=== Given records ===

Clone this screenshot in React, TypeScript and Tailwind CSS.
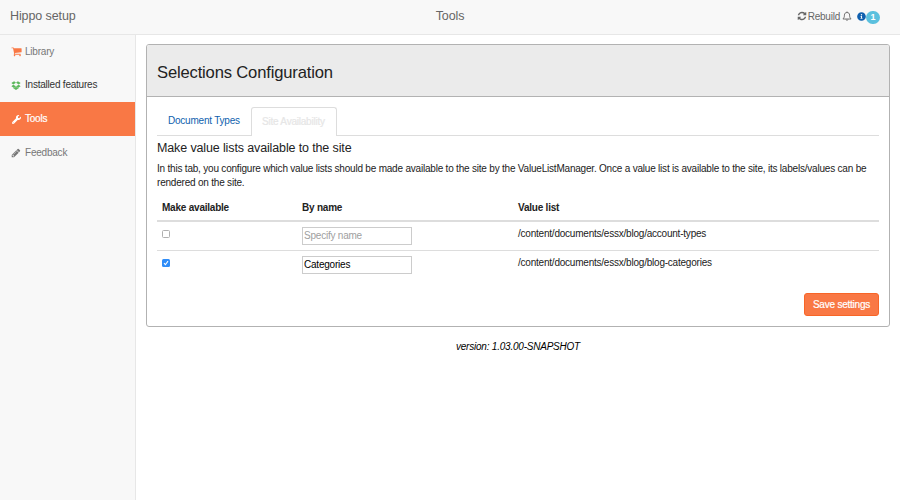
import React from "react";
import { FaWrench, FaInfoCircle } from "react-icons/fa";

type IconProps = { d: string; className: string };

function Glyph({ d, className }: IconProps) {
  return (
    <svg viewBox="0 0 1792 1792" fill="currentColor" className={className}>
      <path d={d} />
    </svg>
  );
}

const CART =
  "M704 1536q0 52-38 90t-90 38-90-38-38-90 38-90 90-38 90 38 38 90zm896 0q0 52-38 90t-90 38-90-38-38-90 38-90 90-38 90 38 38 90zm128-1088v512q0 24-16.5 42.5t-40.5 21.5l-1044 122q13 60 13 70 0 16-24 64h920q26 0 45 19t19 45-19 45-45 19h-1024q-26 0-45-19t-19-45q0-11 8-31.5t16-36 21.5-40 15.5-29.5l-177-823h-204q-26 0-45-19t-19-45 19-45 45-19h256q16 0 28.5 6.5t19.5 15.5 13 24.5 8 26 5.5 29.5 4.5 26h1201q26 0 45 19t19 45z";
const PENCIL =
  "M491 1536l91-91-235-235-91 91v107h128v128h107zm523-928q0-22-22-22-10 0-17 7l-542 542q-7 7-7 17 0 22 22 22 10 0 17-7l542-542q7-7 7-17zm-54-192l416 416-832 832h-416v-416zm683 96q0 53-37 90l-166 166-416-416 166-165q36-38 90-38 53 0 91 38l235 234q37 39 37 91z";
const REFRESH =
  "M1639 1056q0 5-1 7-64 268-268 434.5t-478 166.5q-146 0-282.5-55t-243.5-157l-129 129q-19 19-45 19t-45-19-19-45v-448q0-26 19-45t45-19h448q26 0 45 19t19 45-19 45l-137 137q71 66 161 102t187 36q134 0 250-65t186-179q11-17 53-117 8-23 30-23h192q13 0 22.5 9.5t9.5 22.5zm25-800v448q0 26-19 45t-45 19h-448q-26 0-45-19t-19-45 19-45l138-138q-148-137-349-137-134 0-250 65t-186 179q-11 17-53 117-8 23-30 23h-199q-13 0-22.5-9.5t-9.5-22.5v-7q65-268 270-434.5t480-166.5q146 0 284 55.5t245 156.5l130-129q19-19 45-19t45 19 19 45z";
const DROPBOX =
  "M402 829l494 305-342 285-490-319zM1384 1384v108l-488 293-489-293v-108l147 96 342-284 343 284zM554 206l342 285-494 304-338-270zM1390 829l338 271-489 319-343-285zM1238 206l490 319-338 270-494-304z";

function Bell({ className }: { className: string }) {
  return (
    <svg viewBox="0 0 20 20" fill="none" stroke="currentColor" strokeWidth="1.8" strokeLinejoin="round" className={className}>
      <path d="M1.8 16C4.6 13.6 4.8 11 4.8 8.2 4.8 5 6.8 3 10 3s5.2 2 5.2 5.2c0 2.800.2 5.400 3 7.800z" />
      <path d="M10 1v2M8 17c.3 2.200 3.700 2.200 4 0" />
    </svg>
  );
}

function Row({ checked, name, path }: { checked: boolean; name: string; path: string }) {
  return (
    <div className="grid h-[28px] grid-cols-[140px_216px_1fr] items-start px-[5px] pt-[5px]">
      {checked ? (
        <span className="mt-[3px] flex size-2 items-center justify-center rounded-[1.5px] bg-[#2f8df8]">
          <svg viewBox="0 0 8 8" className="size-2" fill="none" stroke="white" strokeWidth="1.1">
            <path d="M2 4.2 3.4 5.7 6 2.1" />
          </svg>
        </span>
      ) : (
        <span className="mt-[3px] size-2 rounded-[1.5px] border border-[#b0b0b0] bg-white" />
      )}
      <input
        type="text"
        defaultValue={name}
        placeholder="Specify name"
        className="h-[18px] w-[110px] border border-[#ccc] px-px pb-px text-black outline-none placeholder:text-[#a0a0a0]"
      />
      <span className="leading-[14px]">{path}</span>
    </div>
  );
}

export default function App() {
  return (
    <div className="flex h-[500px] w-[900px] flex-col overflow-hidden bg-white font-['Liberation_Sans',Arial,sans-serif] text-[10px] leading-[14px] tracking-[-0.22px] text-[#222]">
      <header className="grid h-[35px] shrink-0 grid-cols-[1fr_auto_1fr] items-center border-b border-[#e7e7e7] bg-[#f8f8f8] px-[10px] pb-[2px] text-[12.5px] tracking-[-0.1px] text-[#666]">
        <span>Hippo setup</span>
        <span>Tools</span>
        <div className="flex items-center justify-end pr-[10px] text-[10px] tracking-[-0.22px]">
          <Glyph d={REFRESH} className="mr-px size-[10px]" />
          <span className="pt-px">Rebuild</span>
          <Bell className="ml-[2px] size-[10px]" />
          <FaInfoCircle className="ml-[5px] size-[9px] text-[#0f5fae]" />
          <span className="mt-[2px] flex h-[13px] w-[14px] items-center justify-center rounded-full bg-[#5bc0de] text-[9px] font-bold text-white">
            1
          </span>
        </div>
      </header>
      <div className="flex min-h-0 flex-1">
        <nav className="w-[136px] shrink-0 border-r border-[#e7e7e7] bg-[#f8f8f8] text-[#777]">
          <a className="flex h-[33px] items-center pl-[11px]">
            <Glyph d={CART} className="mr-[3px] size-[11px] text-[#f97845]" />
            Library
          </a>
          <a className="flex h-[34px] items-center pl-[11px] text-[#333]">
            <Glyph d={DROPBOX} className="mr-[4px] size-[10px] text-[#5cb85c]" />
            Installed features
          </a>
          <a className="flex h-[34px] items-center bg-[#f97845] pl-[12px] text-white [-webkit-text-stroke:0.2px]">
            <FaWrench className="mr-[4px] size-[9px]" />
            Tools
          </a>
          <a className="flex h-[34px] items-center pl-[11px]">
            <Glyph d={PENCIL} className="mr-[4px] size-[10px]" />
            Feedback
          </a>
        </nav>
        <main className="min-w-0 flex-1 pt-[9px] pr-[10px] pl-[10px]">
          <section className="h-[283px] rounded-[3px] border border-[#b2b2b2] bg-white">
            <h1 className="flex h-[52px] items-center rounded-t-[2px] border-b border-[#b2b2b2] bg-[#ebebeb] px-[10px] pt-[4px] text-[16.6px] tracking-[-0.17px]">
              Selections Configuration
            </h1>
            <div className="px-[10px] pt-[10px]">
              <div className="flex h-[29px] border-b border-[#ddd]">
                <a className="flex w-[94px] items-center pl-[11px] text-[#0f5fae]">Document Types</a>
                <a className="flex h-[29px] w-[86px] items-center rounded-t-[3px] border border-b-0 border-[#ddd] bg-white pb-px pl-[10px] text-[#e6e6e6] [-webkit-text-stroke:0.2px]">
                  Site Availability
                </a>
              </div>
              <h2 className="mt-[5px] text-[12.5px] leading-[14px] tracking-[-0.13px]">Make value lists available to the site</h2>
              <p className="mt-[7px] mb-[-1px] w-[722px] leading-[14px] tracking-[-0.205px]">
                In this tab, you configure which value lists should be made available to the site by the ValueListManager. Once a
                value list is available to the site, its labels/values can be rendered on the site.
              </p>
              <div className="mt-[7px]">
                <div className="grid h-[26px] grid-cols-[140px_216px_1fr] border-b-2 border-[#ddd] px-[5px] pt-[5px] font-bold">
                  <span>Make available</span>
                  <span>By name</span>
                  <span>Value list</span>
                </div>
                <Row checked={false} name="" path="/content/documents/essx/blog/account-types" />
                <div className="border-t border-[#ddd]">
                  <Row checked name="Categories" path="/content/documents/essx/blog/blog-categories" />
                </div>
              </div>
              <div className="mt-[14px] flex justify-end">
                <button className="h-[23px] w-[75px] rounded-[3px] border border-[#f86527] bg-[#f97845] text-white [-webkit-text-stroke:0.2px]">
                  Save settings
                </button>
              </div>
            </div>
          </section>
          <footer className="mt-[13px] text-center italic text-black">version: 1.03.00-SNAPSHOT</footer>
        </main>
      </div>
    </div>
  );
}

===
=== Given records ===

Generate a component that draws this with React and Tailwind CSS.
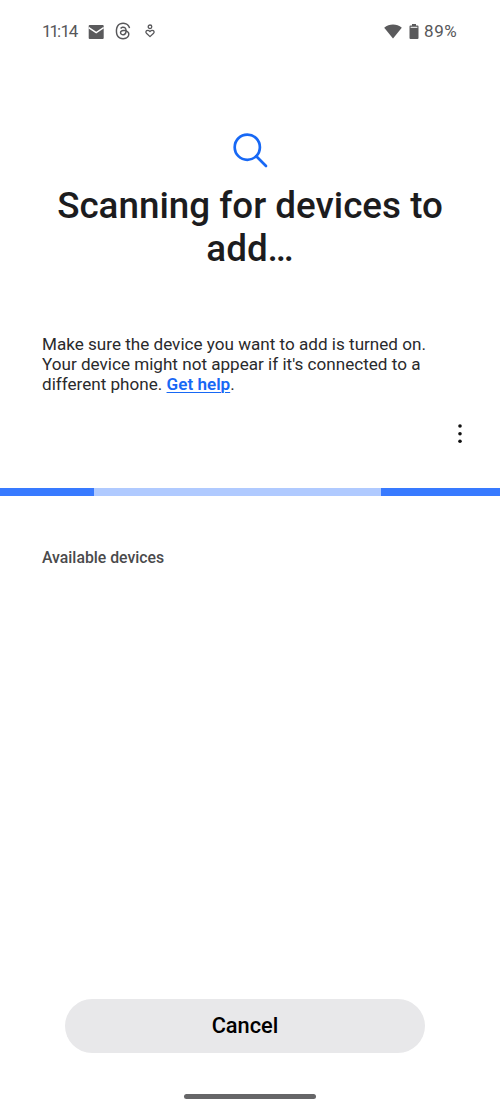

===

▸ Set task
Using the listing above, repeat word for word each line from the one with "Clone this screenshot" down to the one with "string; className: string", both included. Omit all pictures.

▸ Response below
Clone this screenshot in React, TypeScript and Tailwind CSS.
import React from "react";
import { FaWrench, FaInfoCircle } from "react-icons/fa";

type IconProps = { d: string; className: string };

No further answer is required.